Asic Efficiency Benchmark

ASIC efficiency benchmarks compare mining hardware by hash rate, power use, and real-world energy cost.

3 min read
mining

Definition

An ASIC efficiency benchmark is a test or comparison that shows how much mining performance an ASIC miner delivers for the electricity it uses. It usually reports efficiency in joules per terahash, or J/TH, which means the energy needed to produce one terahash of hash rate. A lower J/TH number means the machine is more energy efficient.

How It Works

An ASIC benchmark starts by measuring two things: the miner’s actual hash rate and its power draw at the wall. Wall power matters because it includes losses from the power supply, not only the chips inside the machine. The basic formula is:

watts / terahashes per second = joules per terahash

For example, if an ASIC miner produces 250 TH/s while drawing 3,750 watts, its efficiency is 15 J/TH. If another model produces the same 250 TH/s at 5,000 watts, it runs at 20 J/TH and costs more to operate at the same electricity price.
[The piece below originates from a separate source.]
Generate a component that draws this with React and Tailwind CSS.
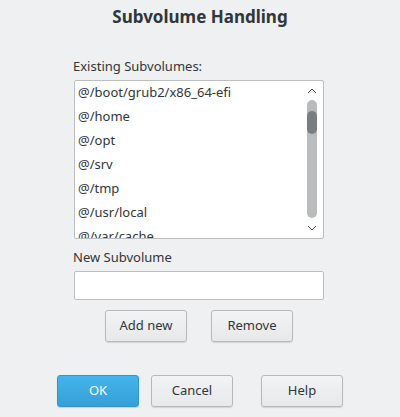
import React from 'react';

const subvolumes = [
    '@/boot/grub2/x86_64-efi',
    '@/home',
    '@/opt',
    '@/srv',
    '@/tmp',
    '@/usr/local',
    '@/var/cache',
    '@/var/crash',
];

const Button = ({ children, primary }) => (
    <button
        className={
            primary
                ? 'w-[82px] h-[32px] rounded-[3px] border border-[#2f97cf] bg-gradient-to-b from-[#44b4ee] to-[#369fd6] text-white text-[13px] shadow-[0_1px_1px_rgba(0,0,0,0.15)]'
                : 'w-[82px] h-[32px] rounded-[3px] border border-[#b7b9ba] bg-gradient-to-b from-[#f2f3f4] to-[#e7e8e9] text-[#31363b] text-[13px] shadow-[0_1px_1px_rgba(0,0,0,0.12)]'
        }
    >
        {children}
    </button>
);

export default function App() {
    return (
        <div className="w-[400px] h-[417px] bg-[#eff0f1] text-[#31363b] font-['Noto_Sans',sans-serif] flex flex-col">
            <h1 className="mt-[5px] h-[24px] text-center text-[17px] font-bold leading-[24px]">Subvolume Handling</h1>

            <div className="mt-[28px] ml-[74px] w-[250px] flex flex-col">
                <div className="text-[13px] leading-[18px] -ml-[1px]">Existing Subvolumes:</div>

                <div className="mt-[5px] h-[159px] rounded-[2px] border border-[#bcbebf] bg-white flex overflow-hidden">
                    <ul className="flex-1 pl-[3px] -mt-[1px] overflow-hidden">
                        {subvolumes.map(s => (
                            <li key={s} className="h-[24px] leading-[24px] text-[13px]">{s}</li>
                        ))}
                    </ul>
                    <div className="w-[18px] flex flex-col items-center pr-[4px]">
                        <svg width="10" height="6" viewBox="0 0 10 6" className="mt-[7px]">
                            <path d="M1 5 L5 1 L9 5" fill="none" stroke="#4d5257" strokeWidth="1" />
                        </svg>
                        <div className="mt-[6px] w-[10px] h-[118px] rounded-full bg-[#b9bbbc] relative">
                            <div className="absolute left-0 top-[11px] w-[10px] h-[23px] rounded-full bg-[#7a7d80]" />
                        </div>
                        <svg width="10" height="6" viewBox="0 0 10 6" className="mt-[7px]">
                            <path d="M1 1 L5 5 L9 1" fill="none" stroke="#4d5257" strokeWidth="1" />
                        </svg>
                    </div>
                </div>

                <div className="mt-[9px] text-[13px] leading-[18px] -ml-[1px]">New Subvolume</div>
                <input
                    type="text"
                    className="mt-[5px] h-[29px] rounded-[2px] border border-[#bcbebf] bg-white outline-none px-2 text-[13px]"
                />

                <div className="mt-[10px] flex justify-center gap-[24px]">
                    <Button>Add new</Button>
                    <Button>Remove</Button>
                </div>
            </div>

            <div className="mt-[33px] ml-[57px] flex">
                <Button primary>OK</Button>
                <div className="ml-[12px]"><Button>Cancel</Button></div>
                <div className="ml-[28px]"><Button>Help</Button></div>
            </div>
        </div>
    );
}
Good benchmarks also describe the test conditions. Temperature, airflow, firmware settings, power supply quality, dust, and voltage stability can all change the result. A machine may perform differently in a cool lab than in a hot mining container. This is why miners often compare manufacturer specifications with field tests from real sites.

Benchmarks may test stock settings, low-power modes, and overclocked settings. Underclocking can reduce total hash rate but improve efficiency. Overclocking can raise output but usually increases heat, power use, and the chance of thermal throttling, where a miner slows down to protect itself.

Why It Matters

ASIC efficiency benchmarks help miners estimate operating cost before buying hardware. Electricity is usually the largest recurring mining expense, so a small difference in J/TH can become significant across hundreds or thousands of machines.

Benchmarks also make hardware comparisons more realistic. The cheapest miner is not always the best deal if it uses much more power, needs stronger cooling, or becomes unprofitable sooner when mining difficulty rises. Miners use benchmark data with power price, hardware cost, uptime, pool fees, and expected revenue when modeling mining profitability or using a mining profitability calculator.

At fleet scale, efficiency benchmarks guide site planning. Better J/TH can reduce transformer load, cooling demand, and total energy cost per bitcoin mined.